The Board and the Director shall regularly—

(1) coordinate with relevant Federal agencies, including the National Science Foundation, the Department of Defense, and the National Institute of Health, as appropriate, to make efficient and appropriate use of research expertise and funding; and

(2) coordinate with the Department of Homeland Security and other relevant Federal agencies to determine ways in which the forensic science disciplines may assist in emergency preparedness.

I think that’s a white flag. Maybe a burly Republican will have some ideas on how to talk to the crew-cut types. Or Senator Jim Webb (D-Virginia).

One really good thing is that the bill requires a system to be set up for anonymous reporting for “any individual to provide information relating to compliance, or lack of compliance, with the requirements, standards, and regulations established under this Act, which may include a hotline or website that has appropriate guarantees of anonymity and confidentiality and protections for whistleblowers.”

Except for the absence of a group psychologist or a mediator for the Forensic Science Board and some other details, this bill looks pretty good. It signals the intent of Senator Leahy (again, the Chair of the Senate Judiciary Committee- the committee this bill is going to have to go through before it hits the floor) to include all stakeholders in the Brave New World of forensic science reform.

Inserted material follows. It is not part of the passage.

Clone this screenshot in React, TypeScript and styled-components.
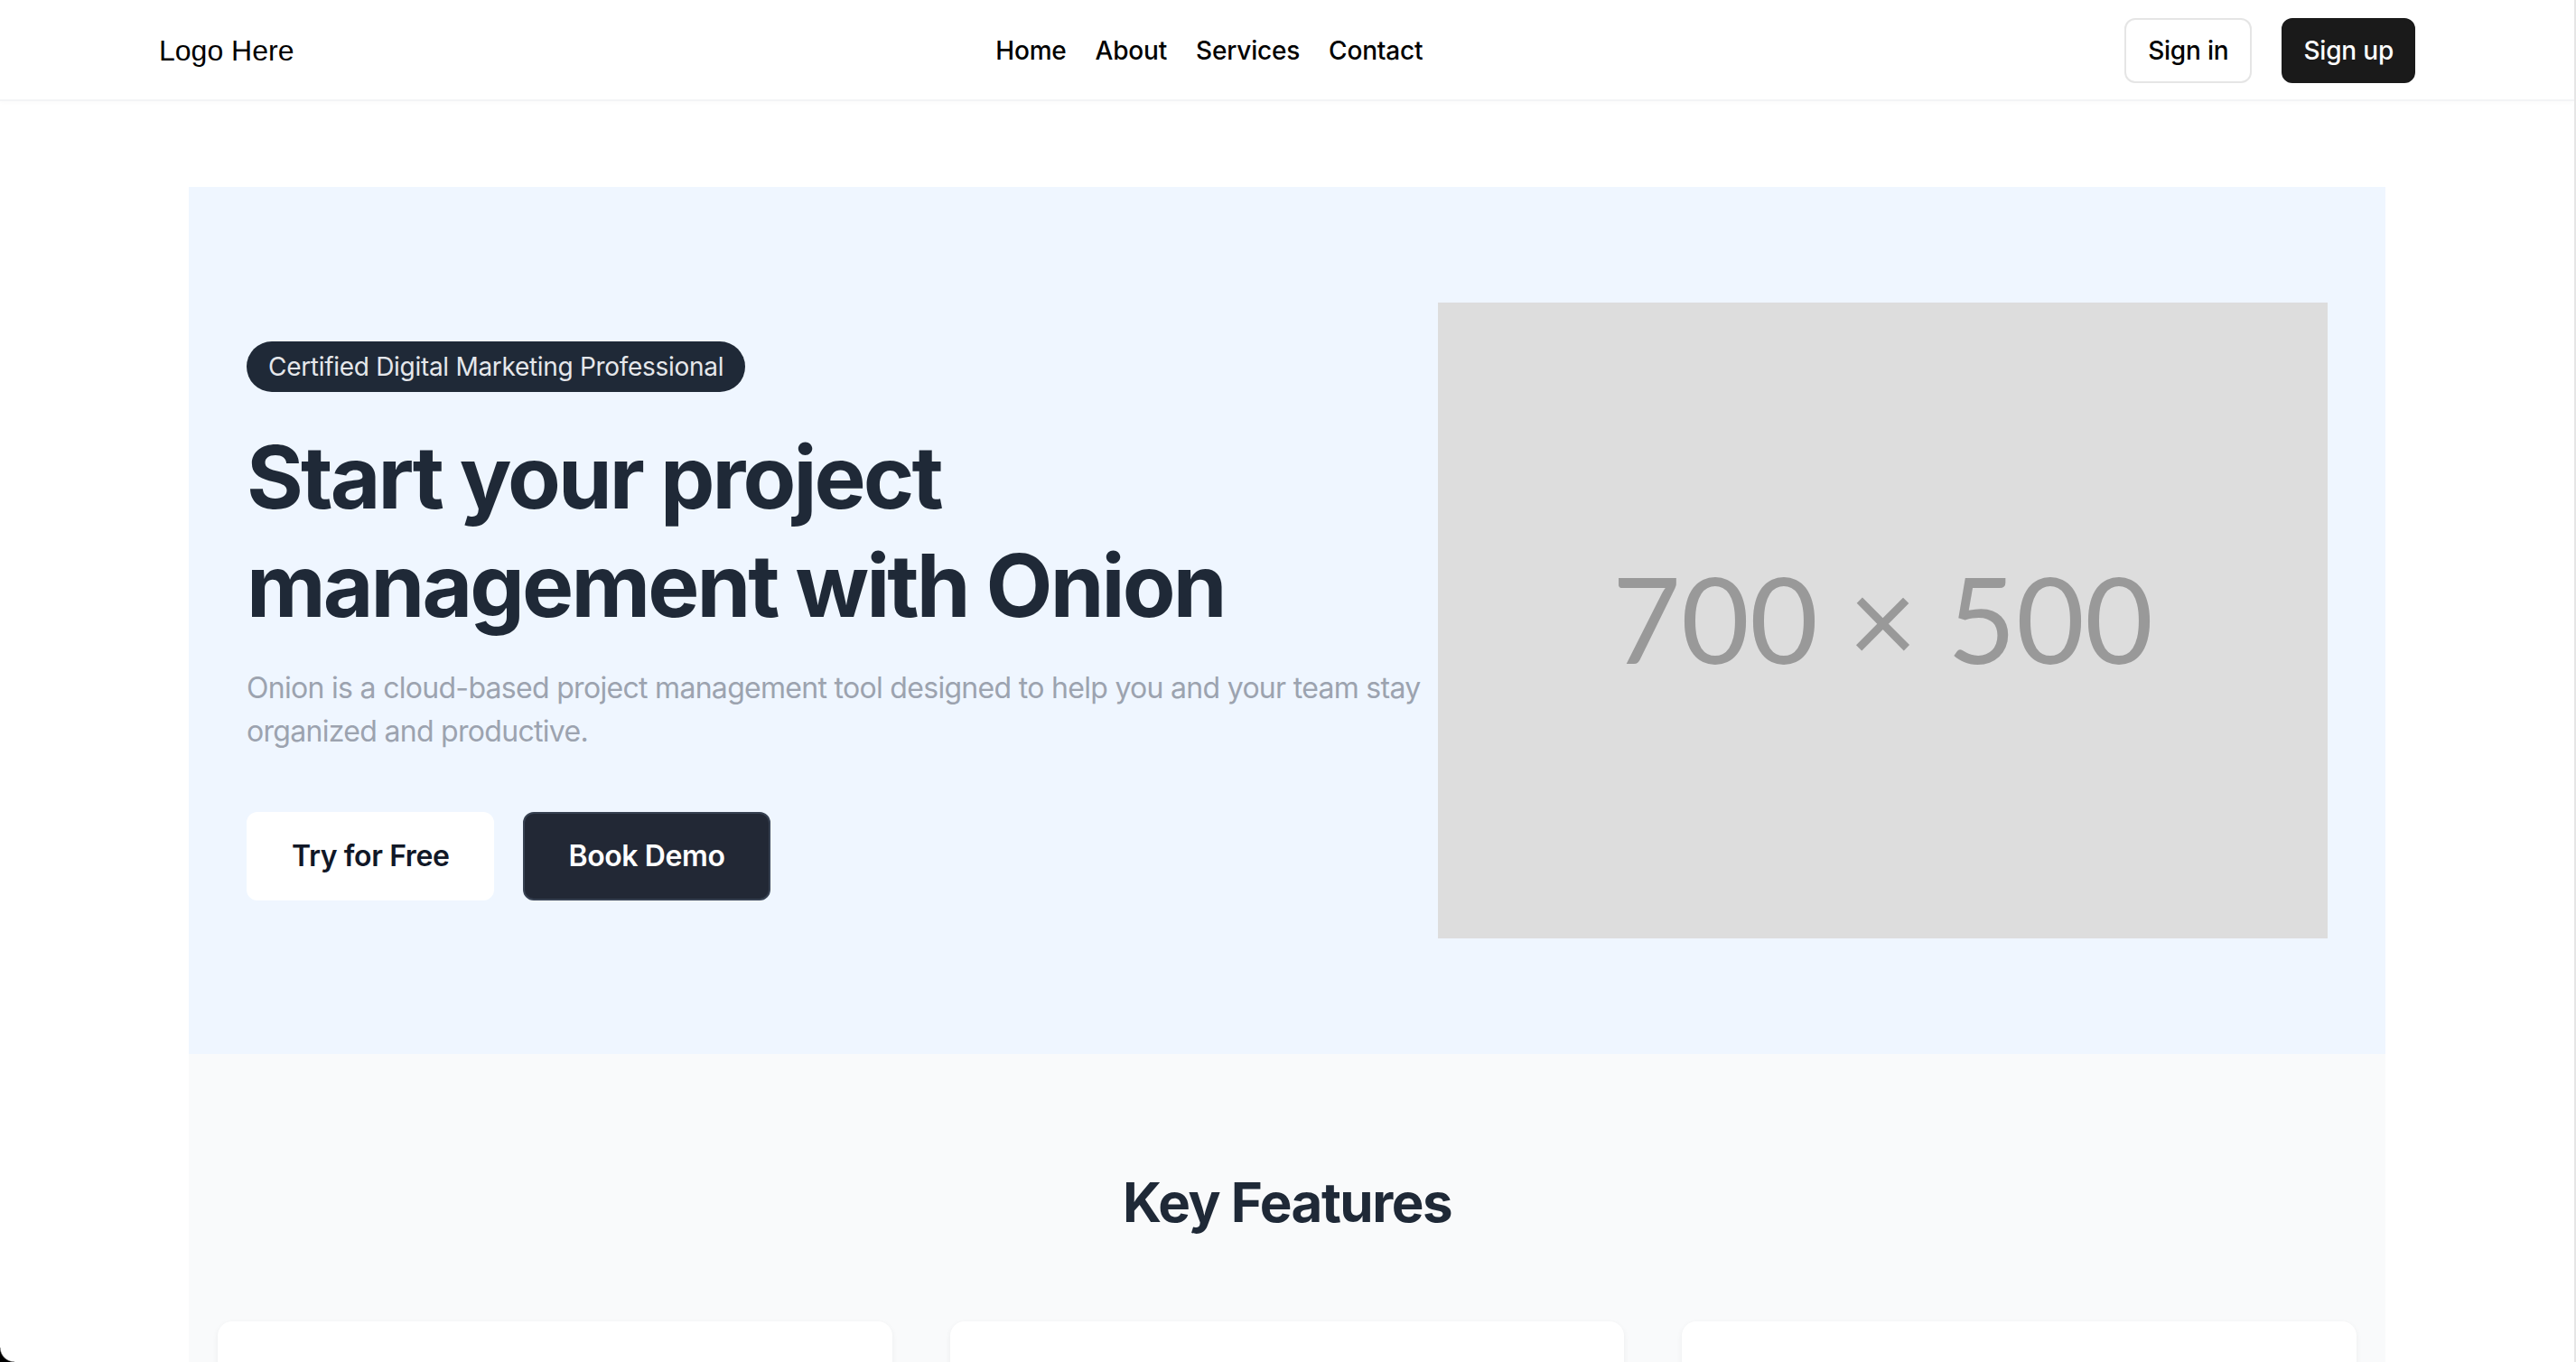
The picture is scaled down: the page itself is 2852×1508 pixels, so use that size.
import React from "react";
import styled, { createGlobalStyle } from "styled-components";

const GlobalStyle = createGlobalStyle`
  html {
    border-right: 2px solid #e6e6e6;
    background: #ffffff;
  }
  body {
    margin: 0;
    background: #ffffff;
    font-family: Inter, "Noto Sans", "Liberation Sans", sans-serif;
    color: #111827;
    -webkit-font-smoothing: antialiased;
  }
  * { box-sizing: border-box; }
`;

const Header = styled.header`
  display: flex;
  align-items: center;
  justify-content: space-between;
  height: 112px;
  padding: 2px 176px 0;
  background: #ffffff;
  border-bottom: 2px solid #f3f4f6;
  box-shadow: 0 2px 4px rgba(0, 0, 0, 0.02);
`;

const Logo = styled.div`
  font-family: "Liberation Sans", Arial, sans-serif;
  font-size: 32px;
  line-height: 48px;
  color: #000000;
`;

const Nav = styled.nav`
  display: flex;
  align-items: center;
  gap: 32px;
`;

const NavLink = styled.a`
  font-size: 28px;
  line-height: 40px;
  font-weight: 500;
  color: #000000;
  text-decoration: none;
  letter-spacing: -0.2px;
`;

const AuthGroup = styled.div`
  display: flex;
  align-items: center;
  gap: 33px;
`;

const AuthButton = styled.button<{ $primary?: boolean }>`
  height: 72px;
  padding: 0 ${(p) => (p.$primary ? "22px" : "24px")};
  border-radius: 12px;
  font-family: Inter, sans-serif;
  font-size: 28px;
  font-weight: 500;
  letter-spacing: -0.2px;
  cursor: pointer;
  border: 2px solid ${(p) => (p.$primary ? "#1a1a1a" : "#e5e5e5")};
  background: ${(p) => (p.$primary ? "#1a1a1a" : "#ffffff")};
  color: ${(p) => (p.$primary ? "#ffffff" : "#000000")};
`;

const Main = styled.main`
  width: 2432px;
  margin: 0 auto;
  padding-top: 95px;
`;

const Hero = styled.section`
  display: flex;
  align-items: center;
  padding: 128px 64px;
  background: #eff6ff;
`;

const HeroText = styled.div`
  flex: 1;
  min-width: 0;
`;

const Badge = styled.span`
  display: inline-block;
  padding: 8px 24px;
  border-radius: 9999px;
  background: #1f2937;
  color: #e5e7eb;
  font-size: 28px;
  line-height: 40px;
  letter-spacing: -0.3px;
`;

const Title = styled.h1`
  margin: 34px 0 30px;
  font-size: 96px;
  line-height: 120px;
  font-weight: 700;
  letter-spacing: -0.03em;
  color: #1f2937;
`;

const Lead = styled.p`
  margin: 0 0 65px;
  font-size: 32px;
  line-height: 48px;
  color: #9ca3af;
  letter-spacing: -0.7px;
`;

const ButtonRow = styled.div`
  display: flex;
  gap: 32px;
`;

const CtaButton = styled.button<{ $dark?: boolean }>`
  height: 98px;
  padding: 0 48px;
  border-radius: 12px;
  font-family: Inter, sans-serif;
  font-size: 32px;
  font-weight: 600;
  letter-spacing: -0.4px;
  cursor: pointer;
  border: 2px solid ${(p) => (p.$dark ? "#374151" : "#ffffff")};
  background: ${(p) => (p.$dark ? "#222835" : "#ffffff")};
  color: ${(p) => (p.$dark ? "#ffffff" : "#111827")};
`;

const Placeholder = styled.div`
  flex-shrink: 0;
  width: 985px;
  height: 704px;
  padding-bottom: 6px;
  display: flex;
  align-items: center;
  justify-content: center;
  background: #dddddd;
  color: #999999;
  font-family: Lato, "Open Sans", sans-serif;
  font-size: 131px;
  font-weight: 400;
`;

const Features = styled.section`
  padding: 128px 32px;
  background: #f9fafb;
`;

const SectionTitle = styled.h2`
  margin: 0 0 96px;
  text-align: center;
  font-size: 60px;
  line-height: 72px;
  font-weight: 700;
  letter-spacing: -0.025em;
  color: #1f2937;
`;

const CardGrid = styled.div`
  display: grid;
  grid-template-columns: repeat(3, 1fr);
  gap: 64px;
`;

const Card = styled.div`
  padding: 64px 48px;
  border-radius: 16px;
  background: #ffffff;
  box-shadow: 0 2px 6px rgba(0, 0, 0, 0.06);
`;

const CardTitle = styled.h3`
  margin: 0 0 16px;
  font-size: 40px;
  font-weight: 700;
  color: #1f2937;
`;

const CardText = styled.p`
  margin: 0;
  font-size: 32px;
  line-height: 48px;
  color: #6b7280;
`;

const WindowCorner = styled.div`
  position: fixed;
  left: 0;
  bottom: 0;
  width: 16px;
  height: 16px;
  pointer-events: none;
  background: radial-gradient(circle at 100% 0, transparent 15px, #000 16.5px);
`;

const features = [
  { title: "Task Management", text: "Organize tasks, set priorities and track progress in one place." },
  { title: "Team Collaboration", text: "Share files, discuss ideas and keep everyone on the same page." },
  { title: "Progress Reports", text: "Get clear insights into how your projects are moving forward." },
];

export default function App() {
  return (
    <>
      <GlobalStyle />
      <Header>
        <Logo>Logo Here</Logo>
        <Nav>
          <NavLink href="#">Home</NavLink>
          <NavLink href="#">About</NavLink>
          <NavLink href="#">Services</NavLink>
          <NavLink href="#">Contact</NavLink>
        </Nav>
        <AuthGroup>
          <AuthButton>Sign in</AuthButton>
          <AuthButton $primary>Sign up</AuthButton>
        </AuthGroup>
      </Header>
      <Main>
        <Hero>
          <HeroText>
            <Badge>Certified Digital Marketing Professional</Badge>
            <Title>
              Start your project
              <br />
              management with Onion
            </Title>
            <Lead>
              Onion is a cloud-based project management tool designed to help you and your team stay organized and
              productive.
            </Lead>
            <ButtonRow>
              <CtaButton>Try for Free</CtaButton>
              <CtaButton $dark>Book Demo</CtaButton>
            </ButtonRow>
          </HeroText>
          <Placeholder>700 × 500</Placeholder>
        </Hero>
        <Features>
          <SectionTitle>Key Features</SectionTitle>
          <CardGrid>
            {features.map((f) => (
              <Card key={f.title}>
                <CardTitle>{f.title}</CardTitle>
                <CardText>{f.text}</CardText>
              </Card>
            ))}
          </CardGrid>
        </Features>
      </Main>
      <WindowCorner />
    </>
  );
}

It also seems to signal the inclusion of those unfortunate fields of science that have been sheltered from the fascinating world of forensic science for far too long. I hope that my fellow forensic scientists will take these newbies under your wings and let them poke and prod and statisticize to their hearts’ content. Our fields will stand strong. They can give us error rates and tall stacks of research. We can introduce them to contact lenses, the scent of cadaverine, and the term “prison wallet”. It’ll be great.